We look at people like Superman, with his extraordinary strength and speed, wishing for superpowers like him. And then we look at Christ, who offered the greatest superpower of all: that of self-giving love. Superman may save a few people, but Jesus Christ has come to save the world through the most unlikely of means. He gives himself. He gives himself not only through his death on the cross, but also through his continual presence with us. As one who knows what it means to be human in every way, he understands us, he empathizes with us. In the person of Jesus Christ and the gift of the Holy Spirit to remain with us forever, God offers himself to us over and over again, never leaving us or forsaking us, and tonight, as we share the Holy meal at the Communion table, Christ again gives himself to us in a unique way. When we share in communion, in the gifts of the bread and the cup, Christ is present in them. We don’t simply remember what God has done for us in the past, it is not just a memorial. Instead, as we receive from the bread and cup, Christ is with us in that act, nourishing us, renewing us, simply being with us, feeding us spiritually with his own body and his own blood.

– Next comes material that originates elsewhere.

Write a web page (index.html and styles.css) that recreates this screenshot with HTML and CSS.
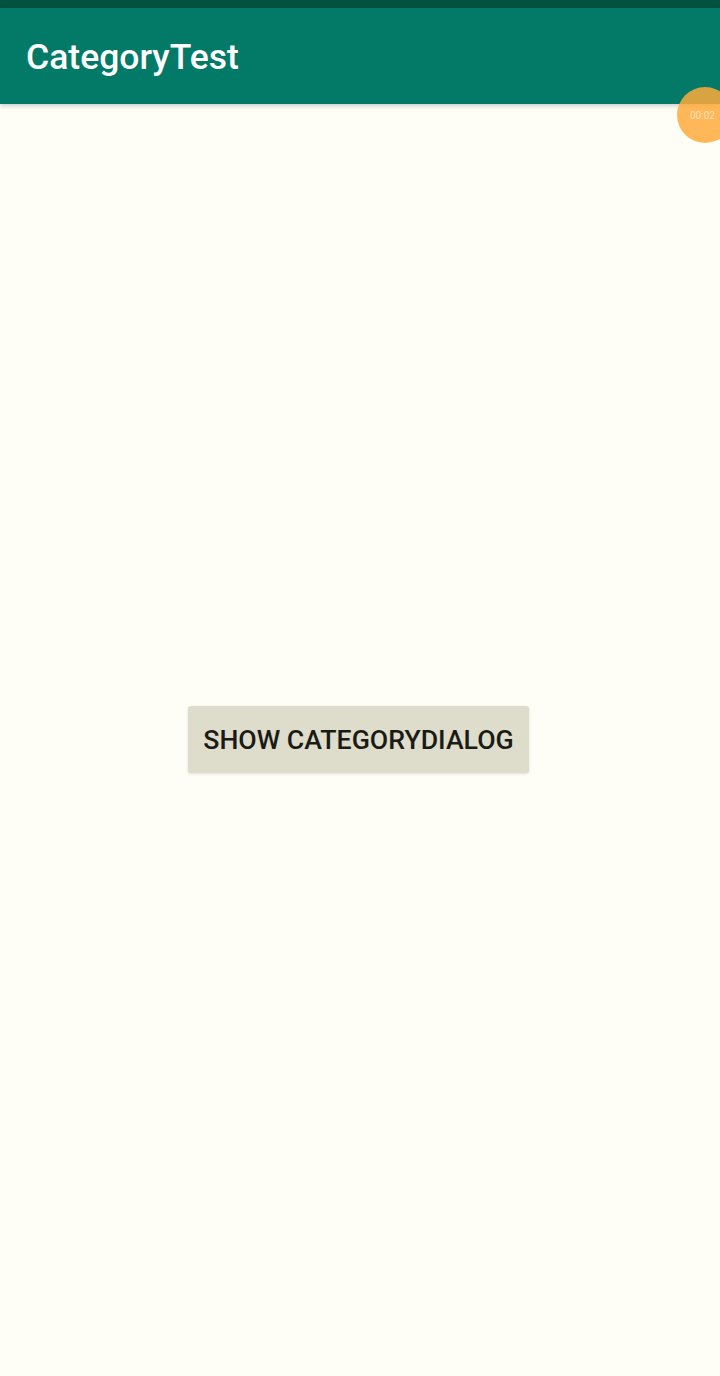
FILE: index.html
```html
<!DOCTYPE html>
<html>
<head>
<meta charset="utf-8">
<link rel="stylesheet" href="styles.css">
</head>
<body>
<div class="screen">
  <div class="statusbar"></div>
  <header class="toolbar">
    <h1 class="title">CategoryTest</h1>
  </header>
  <main class="content">
    <button class="btn">SHOW CATEGORYDIALOG</button>
  </main>
  <div class="recorder"><span class="rec-time">00:02</span></div>
</div>
</body>
</html>
```
FILE: styles.css
```css
html, body {
  margin: 0;
  padding: 0;
}
body {
  width: 720px;
  height: 1376px;
  overflow: hidden;
  background: #fefef6;
  font-family: Roboto, "Noto Sans", sans-serif;
}
.screen {
  position: relative;
  width: 720px;
  height: 1376px;
  display: flex;
  flex-direction: column;
}
.statusbar {
  height: 8px;
  background: #01523f;
  flex: none;
}
.toolbar {
  height: 96px;
  flex: none;
  background: #037a68;
  display: flex;
  align-items: center;
  padding-left: 26px;
  box-shadow: 0 2px 4px rgba(0,0,0,0.18);
  position: relative;
  z-index: 1;
}
.title {
  margin: 0;
  color: #ffffff;
  font-size: 35.5px;
  font-weight: 500;
  letter-spacing: 0;
  margin-top: 1px;
}
.content {
  flex: 1;
  display: flex;
  justify-content: center;
  align-items: flex-start;
  padding-top: 602px;
  padding-right: 3px;
}
.btn {
  width: 341px;
  height: 67px;
  border: none;
  border-radius: 3px;
  background: #dedccb;
  box-shadow: 0 1px 3px rgba(0,0,0,0.12);
  color: #1b1b16;
  font-family: Roboto, "Noto Sans", sans-serif;
  font-size: 26.7px;
  font-weight: 500;
  padding: 0;
}
.recorder {
  position: absolute;
  left: 677px;
  top: 87px;
  width: 56px;
  height: 56px;
  border-radius: 50%;
  background: rgba(255, 170, 60, 0.85);
  z-index: 2;
  display: flex;
  align-items: center;
  padding-left: 13px;
  box-sizing: border-box;
}
.rec-time {
  color: rgba(255,255,255,0.6);
  font-size: 10px;
  font-family: Roboto, sans-serif;
}
```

In this communal act of worship, we come to the table to meet the living Christ, who gives himself so freely to us, and who gives us the bread and the cup so that we might be able to touch him, taste him, to recognize his presence in a more tangible way. The celebration of communion is a gift that God gives to us that not only reminds us that once Jesus Christ walked the earth with us, but that he is here with us now, giving himself to us.

As we approach the communion table tonight, may we recognize God’s gift in Jesus Christ, who is with us. It is almost Christmas, where we mark the incarnation, of God entering into the world in a new way. As we celebrate the gift of Christ’s presence with us, may we also be transformed into people more like Christ as we learn what it means to both receive and offer his self-giving love. For that is the power of God.